Article 14 of the Indian Constitution requires the State not only to protect against inequality, but also to create a just, fair, and equal society that ensures equality of status and opportunity for all citizens, all of whom are guaranteed fundamental rights under Part III of the Constitution. In the case, Deepika Singh v Central Administrative Tribunal & Ors., the Supreme Court of India widened the definition of ‘family’ under Indian law, which permitted unregistered cohabitation for same-sex couples on par with heterosexual couples, same-sex couples have rights and benefits equal to married couples as live-in couples (analogous to cohabitation).[11] Although same-sex couples can obtain the rights and advantages as a live-in couple (analogous to cohabitation), the court did not recognise same-sex marriage or civil unions. Further denying same-sex couples the right to legalise their marriage is a violation of their fundamental rights guaranteed under Articles 14 of the Indian Constitution. Same-sex couples should have the right to marry and enjoy the same legal rights and protections as heterosexual couples. This will promote equality and non-discrimination and will help to create a more just and inclusive society.


Article 15 of the Indian Constitution prohibits discrimination on the basis of religion, race, caste, sex, or place of birth. Denying same-sex couples the right to marry is discriminatory on the basis of their sexual orientation, which is a violation of their right to non-discrimination. Discrimination based on sexual orientation is a form of social stigma that prevents same-sex couples from enjoying their rights on an equal basis with others. This violates the principle of equal protection of the laws enshrined in Article 14 of the Constitution.


Article 19 of the Indian Constitution guarantees the right to freedom of speech and expression, assembly, association. Marriage is a fundamental right that allows two individuals to form a family and enjoy the rights that come with it.

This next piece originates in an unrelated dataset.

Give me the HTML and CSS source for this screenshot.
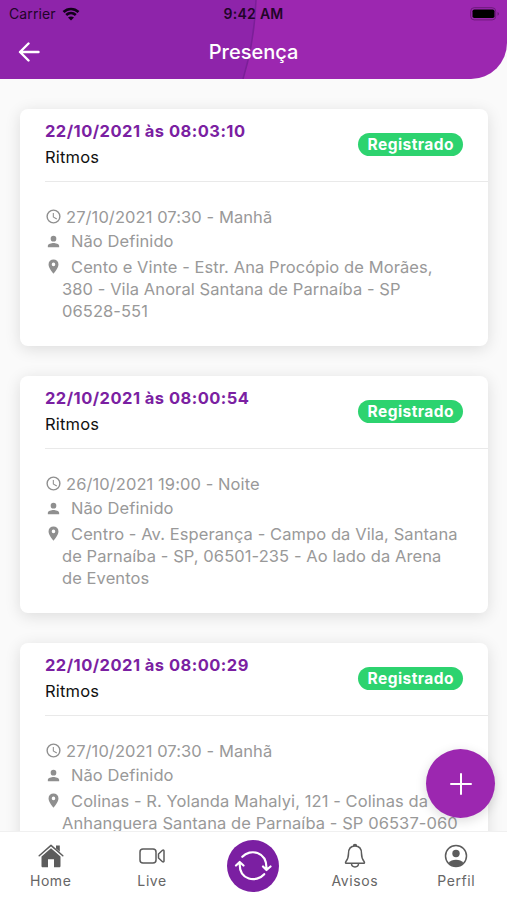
FILE: index.html
```html
<!DOCTYPE html>
<html lang="pt-BR">
<head>
  <meta charset="UTF-8">
  <meta name="viewport" content="width=device-width, initial-scale=1.0">
  <title>Presença</title>
  <link rel="stylesheet" href="styles.css">
</head>
<body>

  <!-- Icons used more than once -->
  <svg class="icon-defs" width="0" height="0">
    <symbol id="clock" viewBox="0 0 24 24">
      <path d="M12 2a10 10 0 1 0 0 20 10 10 0 0 0 0-20zm0 18a8 8 0 1 1 0-16 8 8 0 0 1 0 16zm.5-13H11v6l5.2 3.2.8-1.3-4.5-2.7z"/>
    </symbol>
    <symbol id="person" viewBox="0 0 24 24">
      <path d="M12 12a4 4 0 1 0 0-8 4 4 0 0 0 0 8zm0 2c-2.700 0-8 1.300-8 4v2h16v-2c0-2.700-5.300-4-8-4z"/>
    </symbol>
    <symbol id="pin" viewBox="0 0 24 24">
      <path d="M12 2a7 7 0 0 0-7 7c0 5.200 7 13 7 13s7-7.800 7-13a7 7 0 0 0-7-7zm0 9.500a2.500 2.500 0 1 1 0-5 2.500 2.500 0 0 1 0 5z"/>
    </symbol>
  </svg>

  <div class="app">
    <header class="header">
      <svg class="header-curve" viewBox="0 0 507 79" preserveAspectRatio="none">
        <path class="curve-fill" d="M0 0H256C255 28 250 56 243 79H0z"/>
        <path class="curve-line" d="M256 0C255 28 250 56 243 79"/>
      </svg>
      <div class="status-bar">
        <div class="carrier">
          <span>Carrier</span>
          <svg class="wifi" viewBox="0 0 18 14">
            <path d="M1.500 5C5.800 .9 12.200 .9 16.500 5M4.200 8C7 5.400 11 5.400 13.800 8"/>
            <path class="wifi-dot" d="M9 13.500L6 10.500C7.700 9 10.300 9 12 10.500z"/>
          </svg>
        </div>
        <div class="time">9:42 AM</div>
        <svg class="battery" viewBox="0 0 30 14">
          <rect class="battery-case" x=".7" y=".7" width="25" height="12.200" rx="3.500"/>
          <rect x="2.500" y="2.500" width="22" height="8.600" rx="1.800"/>
          <path class="battery-tip" d="M27.500 5c2 .7 2 3 0 3.800z"/>
        </svg>
      </div>
      <div class="title-bar">
        <svg class="back" viewBox="0 0 22 20"><path d="M10.500 1.500L2 10l8.500 8.500M2 10h18.500"/></svg>
        <h1>Presença</h1>
      </div>
    </header>

    <main class="list">
      <article class="card">
        <div class="card-head">
          <div>
            <h2>22/10/2021 às 08:03:10</h2>
            <p>Ritmos</p>
          </div>
          <span class="badge">Registrado</span>
        </div>
        <div class="card-body">
          <p class="when"><svg><use href="#clock"/></svg>27/10/2021 07:30 - Manhã</p>
          <p class="who"><svg><use href="#person"/></svg>Não Definido</p>
          <p class="where"><svg><use href="#pin"/></svg>Cento e Vinte - Estr. Ana Procópio de Morães,<br>380 - Vila Anoral Santana de Parnaíba - SP<br>06528-551</p>
        </div>
      </article>

      <article class="card">
        <div class="card-head">
          <div>
            <h2>22/10/2021 às 08:00:54</h2>
            <p>Ritmos</p>
          </div>
          <span class="badge">Registrado</span>
        </div>
        <div class="card-body">
          <p class="when"><svg><use href="#clock"/></svg>26/10/2021 19:00 - Noite</p>
          <p class="who"><svg><use href="#person"/></svg>Não Definido</p>
          <p class="where"><svg><use href="#pin"/></svg>Centro - Av. Esperança - Campo da Vila, Santana<br>de Parnaíba - SP, 06501-235 - Ao lado da Arena<br>de Eventos</p>
        </div>
      </article>

      <article class="card">
        <div class="card-head">
          <div>
            <h2>22/10/2021 às 08:00:29</h2>
            <p>Ritmos</p>
          </div>
          <span class="badge">Registrado</span>
        </div>
        <div class="card-body">
          <p class="when"><svg><use href="#clock"/></svg>27/10/2021 07:30 - Manhã</p>
          <p class="who"><svg><use href="#person"/></svg>Não Definido</p>
          <p class="where"><svg><use href="#pin"/></svg>Colinas - R. Yolanda Mahalyi, 121 - Colinas da<br>Anhanguera Santana de Parnaíba - SP 06537-060</p>
        </div>
      </article>
    </main>

    <button class="fab" aria-label="Adicionar">
      <svg viewBox="0 0 24 24"><path d="M12 2v20M2 12h20"/></svg>
    </button>

    <!-- Bottom tabs -->
    <nav class="tabs">
      <a class="tab">
        <svg class="home" viewBox="0 0 26 26">
          <path class="solid" d="M13 5.200L3.500 13.500V23c0 .8.500 1.300 1.300 1.300H10v-8h6v8h5.200c.8 0 1.300-.5 1.300-1.300v-9.500z"/>
          <path class="solid" d="M18 2.500h3.800v6.300L18 5.500z"/>
          <path d="M1.200 12.800L13 2.400l11.800 10.400"/>
        </svg>
        <span>Home</span>
      </a>
      <a class="tab">
        <svg viewBox="0 0 26 26">
          <rect x="1" y="6" width="16" height="14" rx="3"/>
          <path d="M19.500 11l4-3.700c.7-.5 1.500-.2 1.500.6v10.200c0 .8-.8 1.100-1.500.6l-4-3.700z"/>
        </svg>
        <span>Live</span>
      </a>
      <a class="tab-main" aria-label="Sincronizar">
        <svg viewBox="0 0 52 52">
          <path d="M15.300 16.800C23 8.500 40 11 39.500 29M36 26.500l3.500 3.500 4-3.500M37.200 34.200C29.500 43 12 40.500 12.700 23M9 25.500l3.700-3.500 3.800 3.500"/>
        </svg>
      </a>
      <a class="tab">
        <svg viewBox="0 0 26 26">
          <path d="M13 3c-5 0-6.500 4-6.500 7.500 0 5-1.200 6.500-2.700 8.300-.6.800-.2 1.500.7 1.500h17c.9 0 1.300-.7.7-1.500-1.500-1.800-2.700-3.300-2.700-8.300C19.500 7 18 3 13 3zM11.500 3c0-2 3-2 3 0M9.500 20.500c0 4.500 7 4.500 7 0"/>
        </svg>
        <span>Avisos</span>
      </a>
      <a class="tab">
        <svg viewBox="0 0 26 26">
          <circle cx="13" cy="13" r="10.500"/>
          <circle class="solid" cx="13" cy="10.500" r="3.700"/>
          <path class="solid" d="M5.500 20c3-4.300 12-4.300 15 0-3.500 4.500-11.500 4.500-15 0z"/>
        </svg>
        <span>Perfil</span>
      </a>
    </nav>
  </div>

</body>
</html>
```
FILE: styles.css
```css
* { box-sizing: border-box; }
body {
  margin: 0;
  font-family: Inter, "Liberation Sans", sans-serif;
  background: #fafafa;
  color: #111;
}
h1, h2, p { margin: 0; }
svg { display: block; flex-shrink: 0; }
.icon-defs { position: absolute; }

.app {
  height: 900px;
  display: flex;
  flex-direction: column;
  overflow: hidden;
  position: relative;
}

/* Header */
.header {
  position: relative;
  flex-shrink: 0;
  height: 79px;
  background: #9c27b0;
  border-bottom-right-radius: 36px;
  overflow: hidden;
}
.header-curve {
  position: absolute;
  top: 0;
  left: 0;
  width: 100%;
  height: 100%;
}
.curve-fill { fill: #8e24aa; }
.curve-line {
  fill: none;
  stroke: #7b1f98;
  stroke-width: 1.5;
}
.status-bar {
  position: relative;
  display: grid;
  grid-template-columns: 1fr auto 1fr;
  align-items: center;
  height: 27px;
  padding: 0 7px 0 9px;
  font-size: 14px;
  color: #210528;
}
.carrier {
  display: flex;
  align-items: center;
  gap: 6px;
  letter-spacing: 0.1px;
}
.wifi {
  width: 18px;
  height: 14px;
  fill: none;
  stroke: #12021a;
  stroke-width: 2.6;
}
.wifi-dot { fill: #12021a; stroke: none; }
.time {
  margin-right: 2px;
  font-weight: 600;
  letter-spacing: 0.3px;
}
.battery {
  justify-self: end;
  width: 30px;
  height: 14px;
}
.battery-case {
  fill: none;
  stroke: #6d1b7b;
}
.battery-tip { fill: #6d1b7b; }
.title-bar {
  position: relative;
  display: grid;
  grid-template-columns: 1fr auto 1fr;
  align-items: center;
  height: 50px;
  padding: 0 18px;
}
.back {
  width: 22px;
  height: 20px;
  fill: none;
  stroke: #fff;
  stroke-width: 2.4;
  stroke-linecap: round;
  stroke-linejoin: round;
}
h1 {
  font-size: 20px;
  font-weight: 550;
  color: #fff;
}

/* Cards */
.list {
  flex: 1;
  min-height: 0;
  overflow: hidden;
  padding: 30px 19px 0 20px;
}
.card {
  height: 237px;
  margin-bottom: 30px;
  background: #fff;
  border-radius: 8px;
  box-shadow: 0 3px 16px rgba(0, 0, 0, 0.12);
}
.card-head {
  display: flex;
  justify-content: space-between;
  align-items: center;
  height: 73px;
  margin-left: 25px;
  padding: 0 25px 2px 0;
  border-bottom: 1px solid #e9e9e9;
}
.card-head p,
.card-head h2 {
  font-size: 16.5px;
  line-height: 26px;
}
.card-head p { letter-spacing: 0.2px; }
.card-head h2 {
  font-weight: 650;
  letter-spacing: 0.46px;
  color: #7b1fa2;
}
.badge {
  height: 23px;
  padding: 0 9px 0 10px;
  border-radius: 12px;
  background: #2dd36f;
  color: #fff;
  font-size: 15.5px;
  font-weight: 650;
  letter-spacing: 0.45px;
  line-height: 23px;
}
.card-body {
  padding: 22px 0 0 25px;
  font-size: 16.5px;
  letter-spacing: 0.08px;
  color: #999;
  white-space: nowrap;
}
.card-body svg {
  width: 17px;
  height: 17px;
  fill: #8f8f8f;
}
.when,
.who {
  display: flex;
  align-items: center;
  height: 25px;
}
.when svg { margin-right: 4px; }
.who svg { margin-right: 9px; }
.who { height: 24px; }
.where {
  padding: 3px 0 0 17px;
  line-height: 22px;
}
.where svg {
  float: left;
  margin: 2px 9px 0 -17px;
}

/* Floating button */
.fab {
  position: absolute;
  right: 12px;
  bottom: 82px;
  width: 69px;
  height: 69px;
  padding: 0;
  display: flex;
  justify-content: center;
  align-items: center;
  border: none;
  border-radius: 50%;
  background: #9c27b0;
  box-shadow: 0 3px 12px rgba(0, 0, 0, 0.14);
}
.fab svg {
  width: 24px;
  height: 24px;
  fill: none;
  stroke: #fff;
  stroke-width: 2;
  stroke-linecap: round;
}

/* Tabs */
.tabs {
  position: relative;
  display: grid;
  grid-template-columns: repeat(5, 1fr);
  height: 69px;
  flex-shrink: 0;
  background: #fff;
  border-top: 1px solid #f0f0f0;
}
.tab {
  display: flex;
  flex-direction: column;
  align-items: center;
  padding-top: 11px;
  gap: 3px;
  font-size: 14px;
  line-height: 18px;
  letter-spacing: 0.6px;
  color: #666;
}
.tab svg {
  width: 26px;
  height: 26px;
  fill: none;
  stroke: #5c5c5c;
  stroke-width: 1.5;
  stroke-linejoin: round;
  stroke-linecap: round;
}
.tab .solid { fill: #5c5c5c; stroke: none; }
.tab-main {
  justify-self: center;
  width: 52px;
  height: 52px;
  margin-top: 8px;
  border-radius: 50%;
  background: #7b1fa2;
}
.tab-main svg {
  fill: none;
  stroke: #fff;
  stroke-width: 2.2;
  stroke-linecap: round;
  stroke-linejoin: round;
}
```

By denying same-sex couples the right to marry, the State is preventing them from enjoying their fundamental right to expression.


Article 21 of the Indian Constitution guarantees the right to life and personal liberty. This right is important in promoting the liberty to be able to choose one own’s partner.and to live with dignity. Denying same-sex couples the right to marry violates their right to live with dignity and their right to choose a life partner. By denying them the right to marry, the State is preventing them from enjoying their fundamental rights and is infringing upon their personal liberty.


Therefore, the exclusion of same-sex couples from the Special Marriage Act, 1954 not only violates the fundamental rights of equality and non-discrimination but also denies them the constitutional right to marry and form a family. The right to marry and the right to form a family are basic human rights that are recognized and protected under international human rights through the Universal Declaration of Human Rights and the International Covenant on Civil and Political Rights, both of which India is a signatory to. Such discrimination contributes to the marginalization and stigmatization of the LGBTQIA+ community, leading to social, economic, and psychological harm.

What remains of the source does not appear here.